Boston Unhinged Chamber Players perform

Undergraduate, graduate and alumni musicians take on large-scale works

Published: March 14, 2008
Section: Arts, Etc.

After seeing a flyer advertising the debut concert of the Boston Unhinged Chamber Players, I wasn’t quite sure what to expect. Did “unhinged” refer to an experimental style of music, an innovative type of instrumentation or a avant-garde interpretation of classical repertoire? I went to the concert on Sunday night in Slosberg in an attempt to find an answer, but what I discovered was an ensemble whose level of musicianship and mastery of challenging literature blew away my expectations.

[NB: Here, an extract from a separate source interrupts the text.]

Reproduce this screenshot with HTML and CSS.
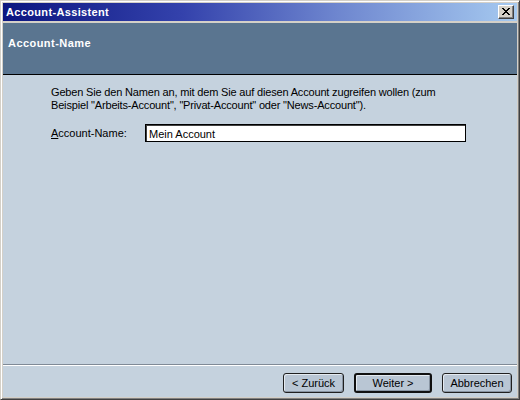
FILE: index.html
```html
<!DOCTYPE html>
<html>
<head>
<meta charset="utf-8">
<link rel="stylesheet" href="styles.css">
</head>
<body>
<div class="window">
  <div class="titlebar">
    <span class="title">Account-Assistent</span>
    <span class="close"><svg width="10" height="9" viewBox="0 0 10 9"><path d="M1 1 L8 8 M2 1 L9 8 M8 1 L1 8 M9 1 L2 8" stroke="#000" stroke-width="1" fill="none" shape-rendering="crispEdges"/></svg></span>
  </div>
  <div class="header">Account-Name</div>
  <div class="content">
    <p class="intro">Geben Sie den Namen an, mit dem Sie auf diesen Account zugreifen wollen (zum Beispiel "Arbeits-Account", "Privat-Account" oder "News-Account").</p>
    <div class="row">
      <label class="label"><u>A</u>ccount-Name:</label>
      <input class="field" type="text" value="Mein Account">
    </div>
  </div>
  <div class="footer">
    <button class="btn back">&lt; Zurück</button>
    <button class="btn next">Weiter &gt;</button>
    <button class="btn cancel">Abbrechen</button>
  </div>
</div>
</body>
</html>
```
FILE: styles.css
```css
html, body {
  margin: 0;
  padding: 0;
}
body {
  width: 520px;
  height: 400px;
  overflow: hidden;
  font-family: "Liberation Sans", Arial, sans-serif;
  font-size: 11px;
}
.window {
  box-sizing: border-box;
  width: 520px;
  height: 400px;
  display: flex;
  flex-direction: column;
  background: #d4d0c8;
  border-top: 1px solid #d4d0c8;
  border-left: 1px solid #d4d0c8;
  border-right: 1px solid #404040;
  border-bottom: 1px solid #404040;
  box-shadow: inset 1px 1px 0 #ffffff, inset -1px -1px 0 #808080;
  padding: 2px 2px 2px 2px;
}
.titlebar {
  height: 18px;
  flex: none;
  display: flex;
  align-items: center;
  justify-content: space-between;
  background: linear-gradient(to right, #0c1680, #3442ac 35%, #6e86cf 65%, #a6caf0);
  padding: 0 3px 0 3px;
}
.title {
  color: #fff;
  font-weight: bold;
  font-size: 11px;
  letter-spacing: 0.35px;
}
.close {
  width: 16px;
  height: 14px;
  box-sizing: border-box;
  background: #d4d0c8;
  border-top: 1px solid #fff;
  border-left: 1px solid #fff;
  border-right: 1px solid #404040;
  border-bottom: 1px solid #404040;
  box-shadow: inset -1px -1px 0 #808080;
  display: flex;
  align-items: center;
  justify-content: center;
}
.close svg {
  display: block;
  margin: 0 1px 1px 0;
}
.header {
  flex: none;
  margin-top: 2px;
  height: 52px;
  box-sizing: border-box;
  background: #5a7590;
  color: #fff;
  font-weight: bold;
  font-size: 11px;
  letter-spacing: 0.45px;
  padding: 14px 0 0 5px;
  border-bottom: 1px solid #000;
}
.content {
  flex: 1;
  background: #c5d2de;
  padding: 11px 30px 0 48px;
}
.intro {
  margin: 0;
  max-width: 392px;
  line-height: 13px;
  color: #000;
  letter-spacing: -0.17px;
}
.row {
  display: flex;
  align-items: center;
  margin-top: 12px;
}
.label {
  width: 94px;
  flex: none;
  color: #000;
}
.field {
  width: 321px;
  height: 18px;
  box-sizing: border-box;
  margin: 0;
  border: 1px solid #000;
  box-shadow: inset 1px 1px 0 #404040;
  background: #fff;
  font-family: "Liberation Sans", Arial, sans-serif;
  font-size: 11px;
  padding: 1px 3px 0 3px;
  color: #000;
  outline: none;
}
.footer {
  flex: none;
  height: 33px;
  box-sizing: border-box;
  background: #c5d2de;
  border-top: 1px solid #808a96;
  box-shadow: inset 0 1px 0 #ffffff;
  display: flex;
  justify-content: flex-end;
  align-items: flex-start;
  padding: 8px 5px 0 0;
  gap: 10px;
}
.btn {
  height: 20px;
  box-sizing: border-box;
  margin: 0;
  border: 1px solid #202020;
  border-radius: 3px;
  background: #b9c6d4;
  box-shadow: inset 1px 1px 0 #e4eaf0, inset -1px -1px 0 #8894a2;
  font-family: "Liberation Sans", Arial, sans-serif;
  font-size: 11px;
  color: #000;
  padding: 0;
}
.back { width: 61px; }
.next {
  width: 78px;
  border: 2px solid #101010;
}
.cancel { width: 70px; }
```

The Boston Unhinged Chamber Players is comprised of a rotating group of undergraduate, graduate and alumni musicians dedicated to the interpretation of large-scale chamber works. Music director, Nick Brown—a French horn player and baritone vocalist whose biographical notes in the program read like the resume of a musical overachiever—established the ensemble in 2007 to contribute to the variety of student-run music groups at Brandeis.

Sunday night’s program commenced with a performance of Beethoven’s Septet, a piece that revealed the ensemble’s aptitude for reinvigorating classical works with raw vitality. The piece was divided into six movements, each with a distinctive style and tempo. The highlights included the gently cascading motifs of the first movement, Adagio-Allegro con brio, the jaunty percussive rhythms of the fifth movement, Scherzo: Allegro molto e vivace, and the intense, grave introduction of the final movement, Andante con molto alla Marcia-Presto that gives way to a playful, spicatto melody.

The ensemble displayed subtle yet powerful phrasing throughout the piece, expressing great dynamic contrast and a clear sense of style. Concertmaster, Graham Patten, stole the show with his extraordinary, nearly Heifetz-level precision and crisp articulation. The blend of the ensemble, however, occasionally made the Septet sound more like a concerto when the lower stings and woodwinds failed to balance Patten’s incisive tone.

The legato swells of the Adagio-Allegro con brio immediately set the tone for the piece and showed the ensemble’s ability to capture the essence of one of Beethoven’s most popular chamber works. The Tempo di Menuetto was a sprightly yet regal dance in three-four time whose tight articulation brought out the classical side of Beethoven. On the other hand, the Adagio cantabile was the weak link, a slow and fragile movement that sounded rather bland with the ensemble’s monochromatic dynamics.

The second half of the program consisted of Benjamin Britten’s Sinfonietta. If there’s anything diminutive sounding about the title, it isn’t reflected in the music. “This will be a bit of a shock to your ears after the Beethoven,” warned Brown, and he wasn’t far off. As Britten’s first formal work written when he was a student at the Royal College of Music, the Sinfonietta has the sound of an ambitious, passionate young composer eager to find his own voice amid the fascinating new developments of early modern music.

From the outset, the music sounded three-dimensional, with fragmented melodies emerging, colliding, and exploding in discordant catharsis. The piece featured more of an ensemble sound than the Beethoven, and there was clearly more of an emphasis on balance. As motifs ricocheted off one another and intermingled in fascinating ways, it was clear that the musicians were acting as a single living, breathing organism rather than individual players.

The ensemble’s musicality brought the brash, bold sound of the first movement to life with a firecracker-like intensity. Their attention to detail, especially through dynamics and articulation, revealed the intricacies of Britten’s technique. One memorable moment occurred in the first movement in which acrobatic wind motifs leapt out among a background of pizzicato string chords. Another occurred in the final movement, featuring sky-scraping violin harmonies that revealed the euphonious side of early modern music.

Nick’s conducting style was dexterous and confident, revealing his ability to coax emotional phrasing out of the players. His subtle and seamless baton strokes went beyond the kind of laissez faire timekeeping that characterizes many student conductors. He was clearly engaged in a process of interacting with and reacting to the musicians as they navigated the treacherous waters of Britten’s Sinfonietta and explored the gorgeous melodies of Beethoven’s Sextet.

“Both are very different but both were written very young in the composer’s careers,” Brown explained regarding his choice of repertoire. “And what’s interesting in retrospect is that they say a lot about the composers’ future works and the style that they eventually develop.” If Brown’s conducting performance tonight is any indication of his future career, the classical music world is in for a treat.